Tuesday, June 16, 2009

28 Days Later

The other evening, I had a dream. It was a sequence from a zombie movie, a man trying to get into a van and people inside the van trying to help him, with zombies swarming the vehicle. The camera was mostly confined within the vehicle, except at the very beginning and the very end of the sequence (yes, I have dreams that look like movies, and I'm not in them), and the man never did get into the van, as the driver had to speed off when the window was broken and the door never opened. I took this as a sign that I should watch a zombie film. Luckily, sitting right there on my coffee table was 28 Days Later.

This movie SHOULD start with Cillian Murphy, waking up from a coma and noticing that he's all alone in a hospital. As he wanders around the hospital and London, he notices that he's all alone there as well, which is mysterious and somewhat menacing. You know there's something wrong, it's freaking London, that town's always busy. Eventually, he discovers when he goes to a church that everyone's either dead or a zomb..er "infected". He finds a couple people, and learns what happened while he was sleeping, and it didn't involve Sandra Bullock at all! Eventually, they get to an army base commanded by Doctor Who himself, Christopher Ecclestone, and learn that people are just as dangerous as zombies.

I said SHOULD, so obviously it doesn't open exactly like that, instead the first scene has to do with angry monkeys affected by a virus made out of RAGE, and some hippies release them and kills us all! It's stupid, partly because it's a RAGE infection, which doesn't make any bloody sense. Can't it just be a virus? Why does it need to be a stupid RAGE virus? And why do we need to know? We shouldn't find out until Murphy stumbles upon the first characters, and they should infer that it's a virus, by how it's spread.

Let's take Shaun of the Dead, which did this better. In that movie, there's no explanation of what causes the zombies. The zombies are there, nobody knows why, and they just want to eat some brains. It's menacing because the explanation isn't obvious. And that's a comedy.

Shaun of the Dead also did the action better.

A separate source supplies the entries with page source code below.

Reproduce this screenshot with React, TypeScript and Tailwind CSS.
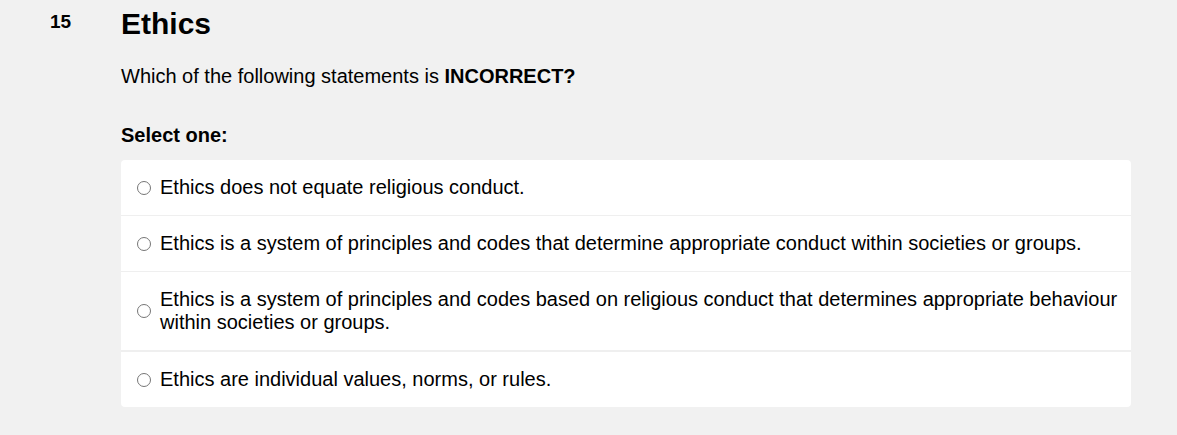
import { useState } from 'react'

const options = [
  'Ethics does not equate religious conduct.',
  'Ethics is a system of principles and codes that determine appropriate conduct within societies or groups.',
  'Ethics is a system of principles and codes based on religious conduct that determines appropriate behaviour within societies or groups.',
  'Ethics are individual values, norms, or rules.',
]

export default function App() {
  const [selected, setSelected] = useState<number | null>(null)

  return (
    <div className="min-h-[435px] bg-[#f1f1f1] text-black font-['Liberation_Sans',Arial,sans-serif]">
      <div className="flex">
        {/* Question number */}
        <div className="w-[121px] shrink-0 pl-[50px] pt-[11px]">
          <span className="block text-[19px] font-bold leading-[22px]">15</span>
        </div>

        {/* Question body */}
        <div className="w-[1010px]">
          <h2 className="pt-[6px] text-[30px] font-bold leading-[36px]">Ethics</h2>
          <p className="mt-[23px] text-[20px] leading-[23px]">
            Which of the following statements is <b>INCORRECT?</b>
          </p>
          <p className="mt-[36px] text-[20px] font-bold leading-[23px]">Select one:</p>

          <div className="mt-[13px] flex flex-col gap-px overflow-hidden rounded bg-[#efefef]">
            {options.map((text, i) => (
              <label
                key={i}
                className={`flex cursor-pointer items-center gap-[9px] bg-white py-[16px] pl-[16px] pr-[10px] text-[20px] leading-[23px] ${
                  i === 3 ? 'mt-px' : ''
                }`}
              >
                <input
                  type="radio"
                  name="q15"
                  checked={selected === i}
                  onChange={() => setSelected(i)}
                  className="h-[14px] w-[14px] shrink-0 appearance-none rounded-full border border-[#767676] bg-white checked:border-[4px] checked:border-[#0f6cbf]"
                />
                <span>{text}</span>
              </label>
            ))}
          </div>
        </div>
      </div>
    </div>
  )
}
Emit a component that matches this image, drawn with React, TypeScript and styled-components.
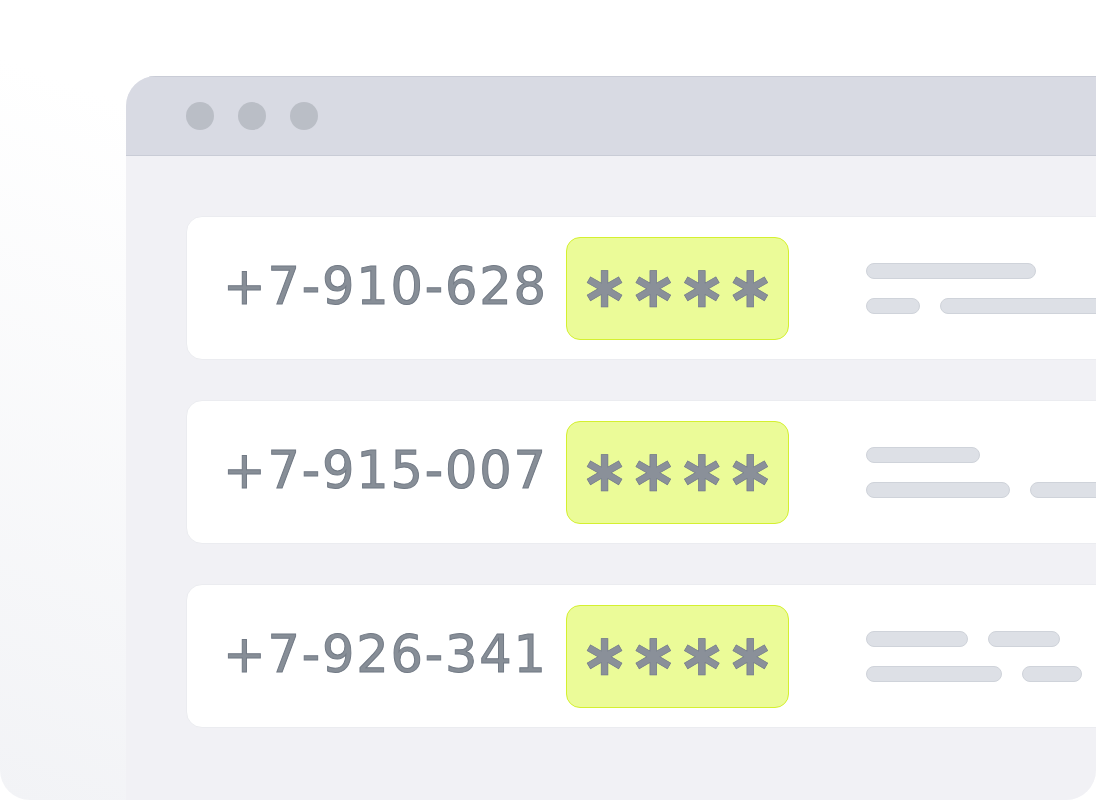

The encounters with the zombinfected don't have very much tension, the actors and zombies might as well be separated by a gigantic wall given how little they are in the same frame. They never seemed like a threat, and really that's the most important part of any monster movie.

Most of all, the movie is sloppy. Characters fall in love because they're the main characters, not because of particularly compatible personalities. Characters die because the script needs them to, the most flagrant example late in the film when there doesn't seem to be really any reason for the most likable character in the film to go down. Lots of time is spent wandering around, and there are lengthy sections where there is no indication that there are even any zombies at all.

So it is not lightly that I say that the climax is intense, exciting, well made and even makes a sophisticated point about the nature of man. The fight between the three different sides is as intense and tension filled as you may have hoped the previous hour and a half was. We learn more about the characters through an action sequence than the entire film beforehand, plus we're treated to a badass song and someone getting their eyes poked out.

The music is another huge plus for this film, I absolutely adore the soundtrack. It's exciting, it's tense, it's tender, it's everything the movie needs at any given moment, and sometimes makes a sequence seem much better than it actually is. I could listen to this soundtrack all on its own, it's that good.

Alas, some good music, and a great ending, do not a great film make. I keep going back to Shaun of the Dead, which did the whole zombie thing right. It makes me appreciate just how good a director Edgar Wright is, since he made a tension filled film with exciting action, and it's a comedic take on the genre. Here, we've got a serious version, and it's not as good at that.

But if I get to make my zombie movie that I just dreamed up the other morning, I'll totally show them both.

1 comment:

  1. I support this zombie movie of yours, even if I don't like zombie films in general. I will even provide an exciting soundtrack because I have always wanted to do one.